As shown in FIG. 1B, the pixel electrode PE and the common electrode CE may be disposed on the insulating layer PV2, for example, but the disclosure is not limited thereto. In some embodiments, the material of the pixel electrode PE and the common electrode CE may include metal oxide (such as indium tin oxide), carbon nanotube, graphene, other suitable materials, or a combination thereof, but the disclosure is not limited thereto. In some embodiments, the liquid-crystal molecules in the dielectric layer ML may be driven by providing voltage to the pixel electrode PE and the common electrode CE. In detail, the state of the liquid-crystal molecules in each pixel region of the light control module 10 may be controlled by adjusting the voltage difference between the pixel electrode PE and the common electrode CE, so that the light transmission amount of each pixel region of the light control module 10 may be controlled independently.

The insulating layer PV3 is, for example, disposed between the pixel electrode PE and the common electrode CE. The insulating layer PV3 may, for example, have the same or similar material as the insulating layer PV1, which is not described again.

The alignment layer 12 is, for example, disposed between the insulating layer PV3 and the dielectric layer ML. In some embodiments, the material of the alignment layer 12 may include polyimide, but the disclosure is not limited thereto.

As shown in FIG. 1B, the second substrate SB2 is disposed opposite to the first substrate SB1, for example. In the present embodiment, the second substrate SB2 is a counter substrate, but the disclosure is not limited thereto. In detail, the second substrate SB2 may include a base L2, a light-shielding layer BM, an insulating layer OC, and an alignment layer 14.

The base L2 may, for example, have the same or similar material as the base L1, which is not described again here.

As shown in FIG. 1B, the light-shielding layer BM is disposed, for example, on a surface S40 of the base L2 facing the first substrate SB1. The material of the light-shielding layer BM may include, for example, a light-absorbing material. For example, the material of the light-shielding layer BM may be a black matrix, but the disclosure is not limited thereto. In the present embodiment, the light-shielding layer BM is a patterned light-shielding layer. In detail, the light-shielding layer BM may include a plurality of light-shielding patterns as shown in FIG. 1B. Although FIG. 1B schematically shows one light-shielding pattern, the disclosure is not limited thereto. The light-shielding pattern of the light-shielding layer BM may, for example, be disposed corresponding to the active elements AD, the plurality of scan lines SL, the plurality of data lines DL (shown in FIG. 1A), or other traces. In some embodiments, in the top view direction Z of the light control module 10, the light-shielding layer BM may be at least partially overlapped with the active elements AD, the plurality of scan lines SL, the plurality of data lines DL, or other traces.

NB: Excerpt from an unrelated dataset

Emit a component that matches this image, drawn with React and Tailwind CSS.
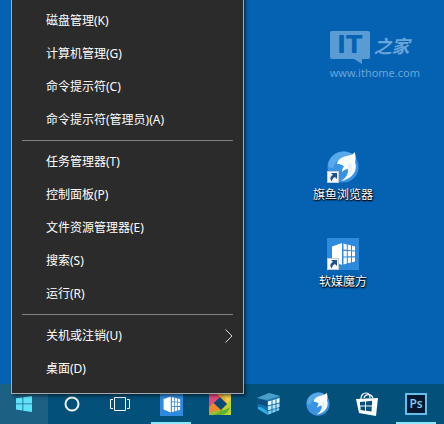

The insulating layer OC is, for example, disposed on the surface S40 of the base L2 facing the first substrate SB1, and covers the light-shielding layer BM, for example. The insulating layer OC may, for example, have the same or similar material as the insulating layer PV1, which is not described again.

The alignment layer 14 is, for example, disposed between the insulating layer OC and the dielectric layer ML. The alignment layer 14 may, for example, be made of the same or similar material as the alignment layer 12, which is not described again here. Via the arrangement of the alignment layer 12 and the alignment layer 14, when the light control module 10 is not driven yet, the liquid-crystal molecules in the dielectric layer ML may be aligned according to the rubbing direction of the alignment layer 12 and the alignment layer 14.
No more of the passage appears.